LAKE GEORGE When most teenagers head home these days after studying in school all day, they relax with a video game or another form of recreation.
Not Nick Perrone of Warrensburg High — he heads into the woods behind his home to collect maple sap, check lines of his vacuum-operated sap-collection system, and perhaps split some wood and boil down some maple syrup for sale.
Perrone, 18, operates his own maple syrup production enterprise on Truesdale Hill Road, and some say he may be the leading maple entrepreneur of his age in the state.
He now is tapping 500 trees — a considerable expansion from his prior two years in maple syrup production.
March 29, Perrone gave a tour of his sugarhouse and outlying facilities as he collected sap and readied his evaporator and other processing equipment for the heavy sap flows expected over the next few days.
“I mix tradition with efficiency,” Perrone said as he showed off his wood-fired evaporator with a turbocharged firebox he fashioned to provide for even, consistent heat under the sap tank.
“There’s something special about maple syrup that’s been boiled down over a wood fire,” he added.
The modern aspects of his setup include a clear filter press for maximum purity and convenient monitoring, Perrone said as he emphasized he’d be seeking blue ribbons for his syrup’s taste, clarity and quality at upcoming competitions.

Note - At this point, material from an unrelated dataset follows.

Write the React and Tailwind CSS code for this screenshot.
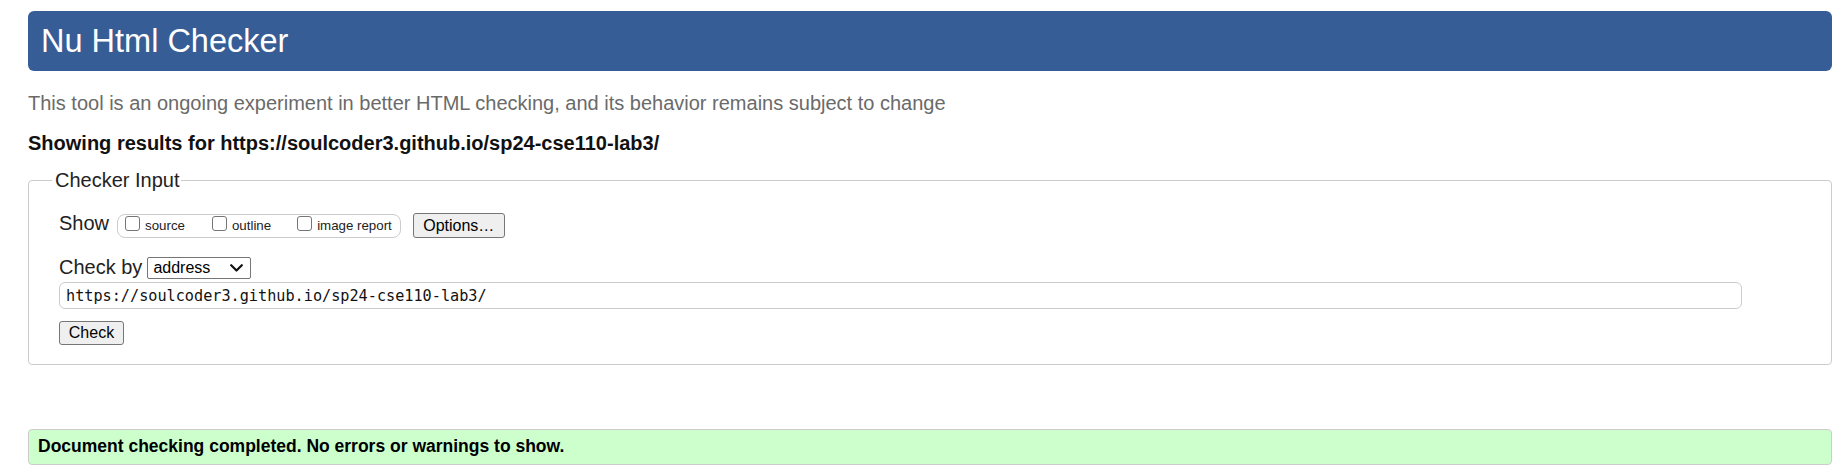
export default function App() {
  const Cb = () => (
    <span className="mt-[1px] w-[15px] h-[15px] shrink-0 rounded-[3px] border border-[#767676] bg-white" />
  );
  return (
    <div className="w-[1846px] h-[470px] bg-white pl-[28px] pt-[11px] font-[family-name:'Liberation_Sans',Arial,sans-serif] text-[#222]">
      <div className="w-[1804px]">
        <div className="h-[60px] rounded-[6px] bg-[#365d95] flex items-center pl-[13px]">
          <h1 className="text-[32.5px] leading-[37px] text-white">Nu Html Checker</h1>
        </div>
        <p className="mt-[21px] text-[20px] leading-[23px] text-[#6a6a6a]">
          This tool is an ongoing experiment in better HTML checking, and its behavior remains subject to change
        </p>
        <p className="mt-[17px] text-[20px] leading-[23px] font-bold text-[#111]">
          Showing results for https://soulcoder3.github.io/sp24-cse110-lab3/
        </p>
        <fieldset className="mt-[14px] border border-[#cccccc] rounded-[4px] pl-[23px]">
          <legend className="pl-[3px] pr-[1px] text-[20px] leading-[23px] text-[#222]">Checker Input</legend>
          <div className="pl-[7px] pt-[20px] pb-[19px]">
            <div className="flex items-start">
              <span className="text-[20px] leading-[23px]">Show</span>
              <div className="ml-[8px] mt-[2px] h-[24px] flex items-start rounded-[8px] border border-[#cccccc] pl-[7px] pr-[8px]">
                <Cb />
                <span className="ml-[5px] mt-[3px] text-[13.3px] leading-[16px]">source</span>
                <span className="ml-[27px] flex items-start">
                  <Cb />
                </span>
                <span className="ml-[5px] mt-[3px] text-[13.3px] leading-[16px]">outline</span>
                <span className="ml-[26px] flex items-start">
                  <Cb />
                </span>
                <span className="ml-[5px] mt-[3px] text-[13.3px] leading-[16px]">image report</span>
              </div>
              <button className="ml-[12px] mt-[1px] w-[92px] h-[25px] rounded-[3px] border border-[#767676] bg-[#efefef] text-[16px] leading-[20px] text-black">
                Options…
              </button>
            </div>
            <div className="mt-[18px] flex items-start">
              <span className="text-[20px] leading-[23px]">Check by</span>
              <div className="ml-[5px] mt-[1px] w-[104px] h-[22px] rounded-[2px] border border-[#767676] bg-white flex items-center justify-between pl-[5px] pr-[7px]">
                <span className="text-[16px] leading-[18px] text-black">address</span>
                <svg width="13" height="8" viewBox="0 0 13 8" fill="none">
                  <polyline points="1.2,1.2 6.5,6.5 11.8,1.2" stroke="#111" strokeWidth="2.2" strokeLinecap="round" strokeLinejoin="round" />
                </svg>
              </div>
            </div>
            <div className="mt-[3px] w-[1683px] h-[27px] rounded-[6px] border border-[#cccccc] bg-white flex items-center pl-[6px]">
              <span className="font-[family-name:'DejaVu_Sans_Mono',monospace] text-[15.2px] leading-[18px] text-[#111]">
                https://soulcoder3.github.io/sp24-cse110-lab3/
              </span>
            </div>
            <button className="mt-[12px] block w-[65px] h-[24px] rounded-[3px] border border-[#767676] bg-[#efefef] text-[16px] leading-[20px] text-black">
              Check
            </button>
          </div>
        </fieldset>
        <div className="mt-[64px] h-[36px] rounded-[4px] border border-[#cccccc] bg-[#ccffcc] flex items-center pl-[9px] pb-[2px]">
          <span className="text-[17.5px] leading-[20px] font-bold text-black">
            Document checking completed. No errors or warnings to show.
          </span>
        </div>
      </div>
    </div>
  );
}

Behind his house, his “sugar bush,” or the stand of maple trees he outfits with 260 taps, is spread over 30 acres. Some of the land belongs to neighbors who are helpful in his enterprise, he said. Perrone also has about 260 other trees tapped in plots several miles away between Warrensburg and Lake George. Perrone plans on processing about 1,000 gallons of sap per day this year. To transport the sap back to his sugar house, Nick has outfitted a one-ton dump truck with a 300-gallon sap tank.